▶ [MATERIAL]
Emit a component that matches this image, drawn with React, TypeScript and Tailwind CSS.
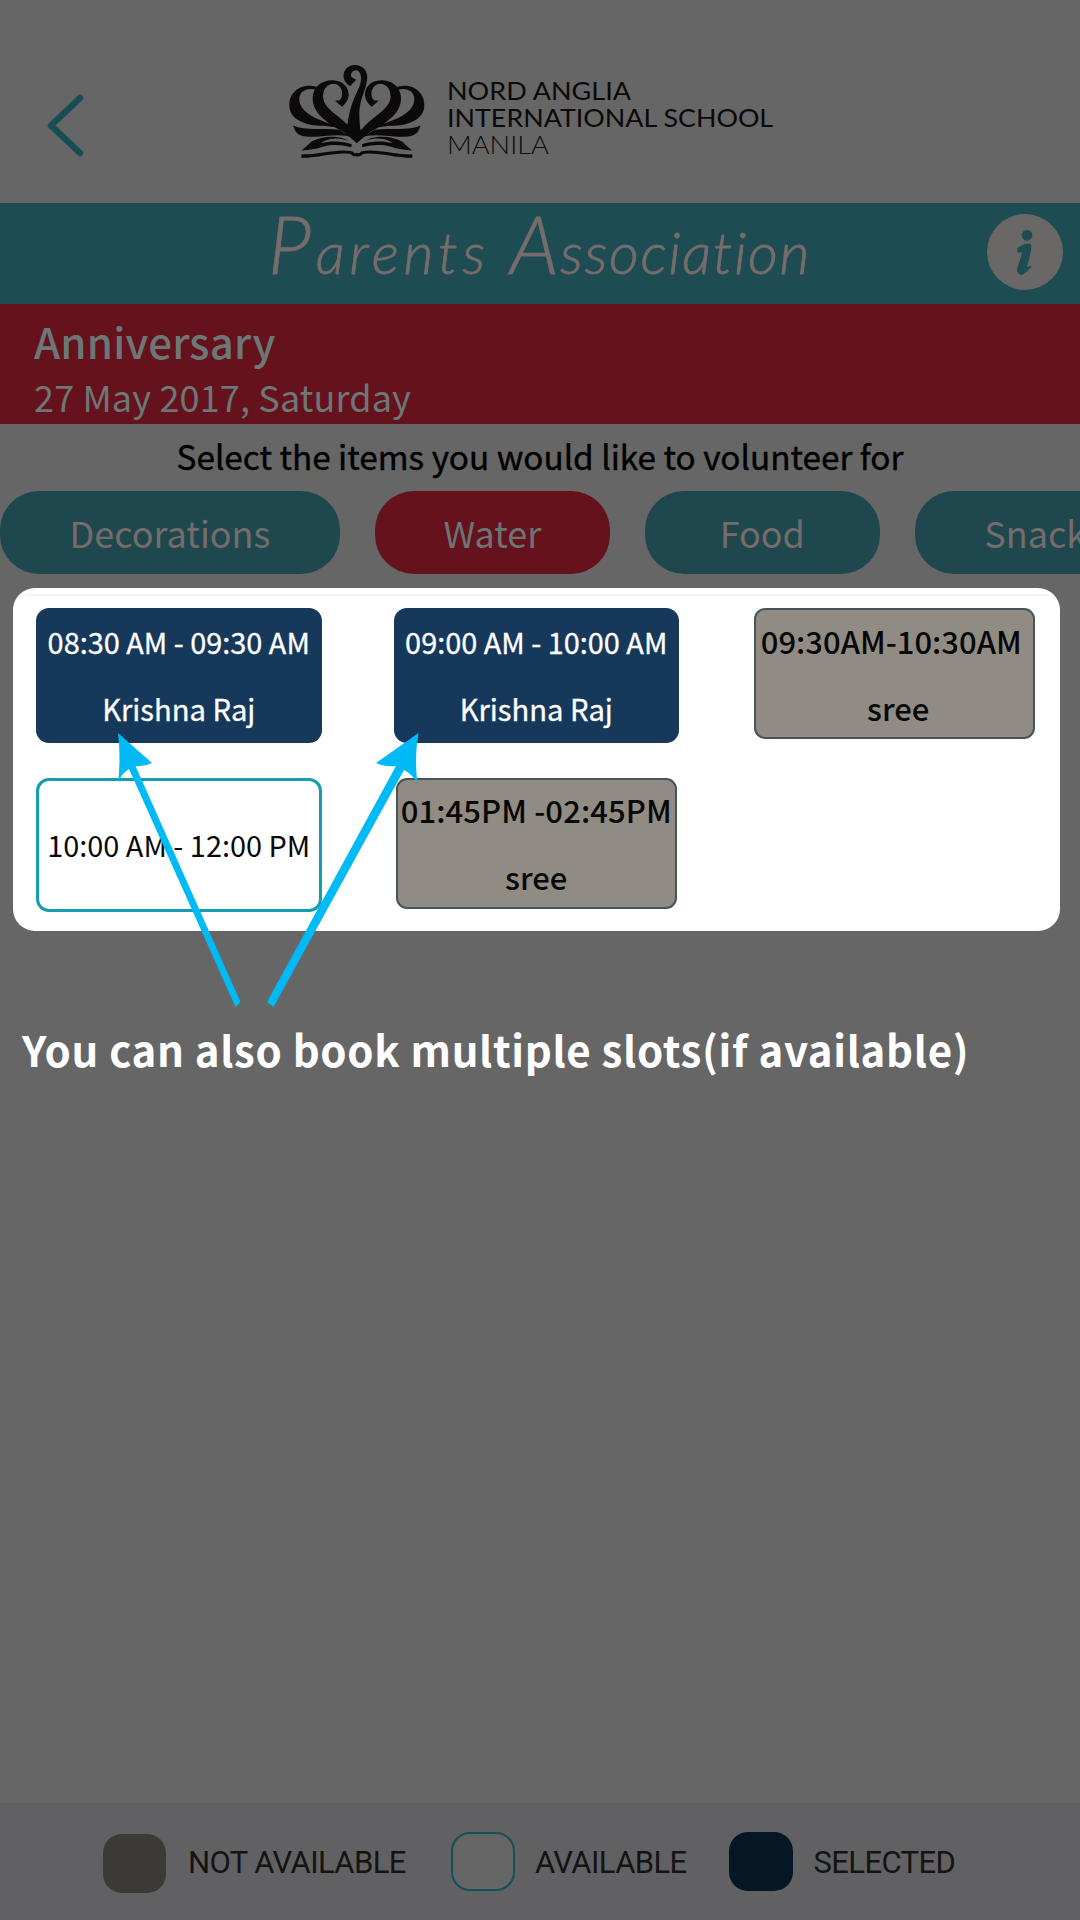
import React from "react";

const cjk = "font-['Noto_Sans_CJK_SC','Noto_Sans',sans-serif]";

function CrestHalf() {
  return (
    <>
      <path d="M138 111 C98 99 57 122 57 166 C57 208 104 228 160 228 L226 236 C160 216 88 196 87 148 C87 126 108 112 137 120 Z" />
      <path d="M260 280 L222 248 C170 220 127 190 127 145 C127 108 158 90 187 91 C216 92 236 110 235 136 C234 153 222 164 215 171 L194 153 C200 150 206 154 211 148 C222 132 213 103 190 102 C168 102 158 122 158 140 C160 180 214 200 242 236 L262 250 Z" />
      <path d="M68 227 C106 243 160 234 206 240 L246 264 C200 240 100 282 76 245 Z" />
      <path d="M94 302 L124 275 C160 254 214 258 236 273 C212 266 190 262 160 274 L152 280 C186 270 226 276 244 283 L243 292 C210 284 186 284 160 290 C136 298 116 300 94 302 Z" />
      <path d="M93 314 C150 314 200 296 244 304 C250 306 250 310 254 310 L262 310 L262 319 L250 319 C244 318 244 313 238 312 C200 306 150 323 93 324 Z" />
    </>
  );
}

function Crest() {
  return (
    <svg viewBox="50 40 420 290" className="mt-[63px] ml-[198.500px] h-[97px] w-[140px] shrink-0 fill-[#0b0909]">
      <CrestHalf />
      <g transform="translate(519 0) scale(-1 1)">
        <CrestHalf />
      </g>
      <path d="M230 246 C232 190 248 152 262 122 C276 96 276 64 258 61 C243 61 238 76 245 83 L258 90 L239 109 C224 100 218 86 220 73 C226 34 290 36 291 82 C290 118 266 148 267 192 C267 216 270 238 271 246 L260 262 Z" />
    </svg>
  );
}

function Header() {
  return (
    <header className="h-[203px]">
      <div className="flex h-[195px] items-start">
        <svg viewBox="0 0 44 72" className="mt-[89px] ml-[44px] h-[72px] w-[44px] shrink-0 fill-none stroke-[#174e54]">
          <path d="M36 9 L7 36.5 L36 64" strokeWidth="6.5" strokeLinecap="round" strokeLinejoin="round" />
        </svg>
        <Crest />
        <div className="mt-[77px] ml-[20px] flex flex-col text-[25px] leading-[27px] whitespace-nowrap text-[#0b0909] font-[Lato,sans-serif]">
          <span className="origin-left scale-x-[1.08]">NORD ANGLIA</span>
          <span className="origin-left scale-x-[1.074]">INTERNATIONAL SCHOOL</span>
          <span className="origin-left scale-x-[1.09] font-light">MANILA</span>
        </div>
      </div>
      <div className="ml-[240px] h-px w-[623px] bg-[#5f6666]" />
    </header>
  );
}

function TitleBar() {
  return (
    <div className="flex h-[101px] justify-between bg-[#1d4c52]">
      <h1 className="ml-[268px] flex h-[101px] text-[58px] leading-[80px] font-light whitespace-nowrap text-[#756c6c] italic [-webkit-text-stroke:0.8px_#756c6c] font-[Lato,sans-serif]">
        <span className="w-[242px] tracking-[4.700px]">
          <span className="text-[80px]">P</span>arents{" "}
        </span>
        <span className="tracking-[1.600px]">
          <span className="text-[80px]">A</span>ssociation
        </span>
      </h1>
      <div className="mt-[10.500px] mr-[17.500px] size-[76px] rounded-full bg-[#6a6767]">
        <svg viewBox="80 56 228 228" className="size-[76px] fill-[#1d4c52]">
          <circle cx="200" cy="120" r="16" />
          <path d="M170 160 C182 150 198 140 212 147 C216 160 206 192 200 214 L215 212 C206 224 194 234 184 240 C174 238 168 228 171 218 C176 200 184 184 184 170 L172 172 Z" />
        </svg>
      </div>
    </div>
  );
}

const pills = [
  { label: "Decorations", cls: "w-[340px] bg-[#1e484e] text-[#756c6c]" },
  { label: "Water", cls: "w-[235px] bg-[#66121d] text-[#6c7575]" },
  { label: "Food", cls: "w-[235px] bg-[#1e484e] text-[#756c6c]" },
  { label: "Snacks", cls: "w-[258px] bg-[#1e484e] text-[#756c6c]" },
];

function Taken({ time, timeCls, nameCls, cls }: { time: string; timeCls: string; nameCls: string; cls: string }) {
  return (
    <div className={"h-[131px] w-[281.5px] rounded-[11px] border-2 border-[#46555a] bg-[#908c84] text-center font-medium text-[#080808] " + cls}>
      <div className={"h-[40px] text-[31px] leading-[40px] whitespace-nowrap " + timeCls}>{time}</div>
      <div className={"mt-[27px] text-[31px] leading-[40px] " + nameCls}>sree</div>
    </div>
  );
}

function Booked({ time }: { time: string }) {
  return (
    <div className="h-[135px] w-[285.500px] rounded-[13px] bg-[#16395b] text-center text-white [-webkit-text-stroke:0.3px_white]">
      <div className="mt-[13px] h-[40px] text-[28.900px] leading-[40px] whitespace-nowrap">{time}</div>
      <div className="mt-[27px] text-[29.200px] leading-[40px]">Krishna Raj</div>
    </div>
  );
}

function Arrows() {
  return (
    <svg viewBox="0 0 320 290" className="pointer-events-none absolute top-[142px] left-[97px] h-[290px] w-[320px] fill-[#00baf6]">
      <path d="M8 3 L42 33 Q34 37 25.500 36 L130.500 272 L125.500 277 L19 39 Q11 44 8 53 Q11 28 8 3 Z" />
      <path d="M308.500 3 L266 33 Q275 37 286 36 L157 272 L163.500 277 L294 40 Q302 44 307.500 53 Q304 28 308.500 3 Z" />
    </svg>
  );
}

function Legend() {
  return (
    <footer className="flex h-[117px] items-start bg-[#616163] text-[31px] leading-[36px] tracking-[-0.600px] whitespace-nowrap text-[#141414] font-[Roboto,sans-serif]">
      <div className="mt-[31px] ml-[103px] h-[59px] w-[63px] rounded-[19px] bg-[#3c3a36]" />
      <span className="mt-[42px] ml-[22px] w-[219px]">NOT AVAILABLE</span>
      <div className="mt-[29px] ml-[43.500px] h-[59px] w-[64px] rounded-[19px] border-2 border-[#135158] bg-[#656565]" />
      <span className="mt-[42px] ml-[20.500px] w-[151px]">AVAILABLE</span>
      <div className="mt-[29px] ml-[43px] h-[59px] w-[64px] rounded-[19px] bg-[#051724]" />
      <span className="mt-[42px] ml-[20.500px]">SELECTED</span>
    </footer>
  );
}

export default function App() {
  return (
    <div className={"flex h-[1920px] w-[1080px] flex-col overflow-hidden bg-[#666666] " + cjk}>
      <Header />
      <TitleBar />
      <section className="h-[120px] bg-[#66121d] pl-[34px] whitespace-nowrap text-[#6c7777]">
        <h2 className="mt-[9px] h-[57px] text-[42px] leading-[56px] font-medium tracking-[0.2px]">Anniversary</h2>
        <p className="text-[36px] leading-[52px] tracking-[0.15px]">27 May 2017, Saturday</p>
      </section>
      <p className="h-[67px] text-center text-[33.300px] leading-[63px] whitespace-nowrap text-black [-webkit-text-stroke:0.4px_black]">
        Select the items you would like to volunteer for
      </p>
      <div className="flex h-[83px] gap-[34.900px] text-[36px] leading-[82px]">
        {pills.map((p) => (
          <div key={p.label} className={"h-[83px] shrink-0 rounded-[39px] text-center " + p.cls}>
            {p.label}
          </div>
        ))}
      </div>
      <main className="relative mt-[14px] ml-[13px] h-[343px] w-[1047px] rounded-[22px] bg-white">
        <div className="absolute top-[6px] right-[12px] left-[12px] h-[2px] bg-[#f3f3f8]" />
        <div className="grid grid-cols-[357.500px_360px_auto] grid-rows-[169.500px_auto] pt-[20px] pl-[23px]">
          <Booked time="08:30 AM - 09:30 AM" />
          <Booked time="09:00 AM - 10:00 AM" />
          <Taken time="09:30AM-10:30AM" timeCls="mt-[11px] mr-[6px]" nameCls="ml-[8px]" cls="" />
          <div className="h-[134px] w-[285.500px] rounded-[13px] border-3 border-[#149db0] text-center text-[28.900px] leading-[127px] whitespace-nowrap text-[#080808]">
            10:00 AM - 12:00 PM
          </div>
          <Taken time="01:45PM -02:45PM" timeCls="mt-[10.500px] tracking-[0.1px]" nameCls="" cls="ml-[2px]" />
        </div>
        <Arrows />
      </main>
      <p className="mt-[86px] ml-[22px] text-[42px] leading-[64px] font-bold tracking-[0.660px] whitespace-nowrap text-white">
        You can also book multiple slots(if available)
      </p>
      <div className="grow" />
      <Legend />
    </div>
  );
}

▶ [EXERCISE TASK]
Collect each line holding the string "React".

▶ [SOLUTION FOR THIS TASK]
Emit a component that matches this image, drawn with React, TypeScript and Tailwind CSS.
import React from "react";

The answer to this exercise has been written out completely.